● GIVEN REQUEST: Among the lines of these entries, how many hold the word "this"? State only the number.

####################

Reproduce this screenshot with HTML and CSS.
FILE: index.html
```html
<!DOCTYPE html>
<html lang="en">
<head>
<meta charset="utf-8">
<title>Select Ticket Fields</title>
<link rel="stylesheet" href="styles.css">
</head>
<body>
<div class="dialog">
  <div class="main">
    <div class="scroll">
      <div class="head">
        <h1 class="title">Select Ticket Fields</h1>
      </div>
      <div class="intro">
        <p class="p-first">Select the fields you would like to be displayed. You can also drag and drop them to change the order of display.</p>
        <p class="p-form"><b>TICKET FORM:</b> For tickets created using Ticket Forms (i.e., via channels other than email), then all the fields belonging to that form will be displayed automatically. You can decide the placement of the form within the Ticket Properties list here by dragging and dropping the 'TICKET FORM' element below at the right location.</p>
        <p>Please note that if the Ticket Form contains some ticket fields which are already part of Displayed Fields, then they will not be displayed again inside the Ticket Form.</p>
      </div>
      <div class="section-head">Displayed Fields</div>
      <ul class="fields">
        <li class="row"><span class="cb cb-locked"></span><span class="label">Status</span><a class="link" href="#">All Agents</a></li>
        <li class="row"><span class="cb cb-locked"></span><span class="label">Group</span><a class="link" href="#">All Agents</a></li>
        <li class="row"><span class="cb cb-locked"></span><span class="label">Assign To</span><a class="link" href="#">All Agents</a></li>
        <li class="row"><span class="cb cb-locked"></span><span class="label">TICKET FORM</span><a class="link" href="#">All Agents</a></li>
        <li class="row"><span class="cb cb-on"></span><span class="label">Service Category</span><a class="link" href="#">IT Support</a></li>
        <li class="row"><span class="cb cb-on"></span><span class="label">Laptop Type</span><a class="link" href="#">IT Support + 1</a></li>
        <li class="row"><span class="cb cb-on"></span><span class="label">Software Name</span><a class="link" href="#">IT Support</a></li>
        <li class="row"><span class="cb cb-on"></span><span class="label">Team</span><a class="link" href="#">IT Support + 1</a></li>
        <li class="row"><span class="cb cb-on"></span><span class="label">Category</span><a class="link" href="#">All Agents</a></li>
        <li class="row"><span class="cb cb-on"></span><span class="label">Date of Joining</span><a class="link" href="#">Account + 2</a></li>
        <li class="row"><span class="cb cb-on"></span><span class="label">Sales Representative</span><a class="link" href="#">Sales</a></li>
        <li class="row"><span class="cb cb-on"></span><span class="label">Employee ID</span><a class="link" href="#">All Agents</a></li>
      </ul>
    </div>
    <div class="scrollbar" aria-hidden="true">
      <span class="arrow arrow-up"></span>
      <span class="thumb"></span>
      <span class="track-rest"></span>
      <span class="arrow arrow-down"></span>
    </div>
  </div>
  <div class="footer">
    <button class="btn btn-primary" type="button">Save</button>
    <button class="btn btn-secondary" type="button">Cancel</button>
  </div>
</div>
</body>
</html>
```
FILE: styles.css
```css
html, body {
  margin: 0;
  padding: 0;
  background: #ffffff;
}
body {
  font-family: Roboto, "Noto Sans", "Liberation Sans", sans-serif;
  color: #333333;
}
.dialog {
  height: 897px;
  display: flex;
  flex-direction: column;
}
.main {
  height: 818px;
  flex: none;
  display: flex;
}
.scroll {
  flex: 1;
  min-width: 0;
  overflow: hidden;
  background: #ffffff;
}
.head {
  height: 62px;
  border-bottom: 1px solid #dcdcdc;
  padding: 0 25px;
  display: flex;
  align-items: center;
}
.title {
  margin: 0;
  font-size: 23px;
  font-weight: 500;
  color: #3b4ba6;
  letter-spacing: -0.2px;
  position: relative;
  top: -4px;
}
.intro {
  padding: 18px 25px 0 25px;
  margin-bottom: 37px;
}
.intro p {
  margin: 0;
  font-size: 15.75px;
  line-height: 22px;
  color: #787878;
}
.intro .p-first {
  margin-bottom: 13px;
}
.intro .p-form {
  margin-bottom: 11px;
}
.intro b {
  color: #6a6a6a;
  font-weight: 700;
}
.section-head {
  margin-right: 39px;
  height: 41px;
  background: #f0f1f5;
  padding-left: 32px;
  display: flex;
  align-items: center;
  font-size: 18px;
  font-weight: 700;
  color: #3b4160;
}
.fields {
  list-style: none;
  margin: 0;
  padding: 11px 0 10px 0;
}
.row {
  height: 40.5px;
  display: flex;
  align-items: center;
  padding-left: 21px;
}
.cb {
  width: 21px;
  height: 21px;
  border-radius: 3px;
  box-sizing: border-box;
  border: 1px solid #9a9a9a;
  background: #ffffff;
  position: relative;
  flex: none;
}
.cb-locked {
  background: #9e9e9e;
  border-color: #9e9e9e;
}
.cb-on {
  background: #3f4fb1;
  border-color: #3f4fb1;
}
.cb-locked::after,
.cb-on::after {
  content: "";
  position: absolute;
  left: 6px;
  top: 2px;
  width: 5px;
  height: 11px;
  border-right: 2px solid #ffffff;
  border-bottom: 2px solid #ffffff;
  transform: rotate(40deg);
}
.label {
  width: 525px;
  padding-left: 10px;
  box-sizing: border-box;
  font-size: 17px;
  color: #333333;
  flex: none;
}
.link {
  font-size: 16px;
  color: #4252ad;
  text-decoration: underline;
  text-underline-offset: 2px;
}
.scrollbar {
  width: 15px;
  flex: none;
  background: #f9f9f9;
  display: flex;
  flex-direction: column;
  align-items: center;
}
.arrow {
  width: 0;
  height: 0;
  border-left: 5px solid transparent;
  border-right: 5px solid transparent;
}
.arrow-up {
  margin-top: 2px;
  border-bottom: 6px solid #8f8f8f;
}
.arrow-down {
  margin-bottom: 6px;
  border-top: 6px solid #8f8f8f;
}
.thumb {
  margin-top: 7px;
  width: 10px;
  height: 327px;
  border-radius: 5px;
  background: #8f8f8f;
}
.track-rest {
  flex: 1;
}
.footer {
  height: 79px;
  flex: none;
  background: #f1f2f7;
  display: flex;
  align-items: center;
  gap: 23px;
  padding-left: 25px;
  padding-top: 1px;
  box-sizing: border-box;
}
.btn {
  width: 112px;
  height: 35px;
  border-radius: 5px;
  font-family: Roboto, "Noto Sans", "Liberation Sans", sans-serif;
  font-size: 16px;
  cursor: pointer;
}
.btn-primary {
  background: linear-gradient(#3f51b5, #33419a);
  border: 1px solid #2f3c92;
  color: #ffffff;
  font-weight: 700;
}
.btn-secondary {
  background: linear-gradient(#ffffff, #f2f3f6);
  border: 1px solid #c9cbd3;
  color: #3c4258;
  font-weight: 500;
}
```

####################

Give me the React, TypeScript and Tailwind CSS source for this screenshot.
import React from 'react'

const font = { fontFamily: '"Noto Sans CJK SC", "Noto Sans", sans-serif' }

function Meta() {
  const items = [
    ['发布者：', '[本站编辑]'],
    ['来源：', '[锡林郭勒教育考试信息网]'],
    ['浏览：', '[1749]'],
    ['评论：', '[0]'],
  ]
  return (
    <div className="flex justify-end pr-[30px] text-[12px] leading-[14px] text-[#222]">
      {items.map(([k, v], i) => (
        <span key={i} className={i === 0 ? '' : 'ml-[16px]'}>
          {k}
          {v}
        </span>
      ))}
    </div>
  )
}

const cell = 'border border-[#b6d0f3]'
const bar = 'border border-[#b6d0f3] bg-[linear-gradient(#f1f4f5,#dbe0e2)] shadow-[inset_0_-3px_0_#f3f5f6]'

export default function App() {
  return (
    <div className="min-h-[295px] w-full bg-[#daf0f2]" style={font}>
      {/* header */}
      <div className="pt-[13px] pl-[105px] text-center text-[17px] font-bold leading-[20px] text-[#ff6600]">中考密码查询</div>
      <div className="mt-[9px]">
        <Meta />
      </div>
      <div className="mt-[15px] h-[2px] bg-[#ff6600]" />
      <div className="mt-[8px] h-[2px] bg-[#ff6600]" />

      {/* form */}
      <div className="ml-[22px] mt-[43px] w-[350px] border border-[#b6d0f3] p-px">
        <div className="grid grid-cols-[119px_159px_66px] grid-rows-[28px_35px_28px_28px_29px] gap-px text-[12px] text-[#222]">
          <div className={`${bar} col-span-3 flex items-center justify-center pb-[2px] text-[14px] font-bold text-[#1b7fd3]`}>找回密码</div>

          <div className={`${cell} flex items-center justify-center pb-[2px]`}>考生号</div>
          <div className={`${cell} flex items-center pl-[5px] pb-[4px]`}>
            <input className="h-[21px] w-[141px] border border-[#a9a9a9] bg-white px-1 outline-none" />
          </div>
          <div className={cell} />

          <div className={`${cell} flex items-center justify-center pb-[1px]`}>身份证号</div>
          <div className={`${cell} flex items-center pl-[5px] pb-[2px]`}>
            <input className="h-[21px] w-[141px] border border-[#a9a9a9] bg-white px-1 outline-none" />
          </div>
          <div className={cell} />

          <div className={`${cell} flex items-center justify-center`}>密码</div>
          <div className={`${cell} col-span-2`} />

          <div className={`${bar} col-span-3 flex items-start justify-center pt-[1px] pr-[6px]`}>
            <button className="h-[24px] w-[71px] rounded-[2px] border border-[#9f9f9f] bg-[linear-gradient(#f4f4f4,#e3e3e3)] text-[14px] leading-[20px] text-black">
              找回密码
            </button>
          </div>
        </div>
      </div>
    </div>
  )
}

####################

● EXERCISE OUTPUT: 2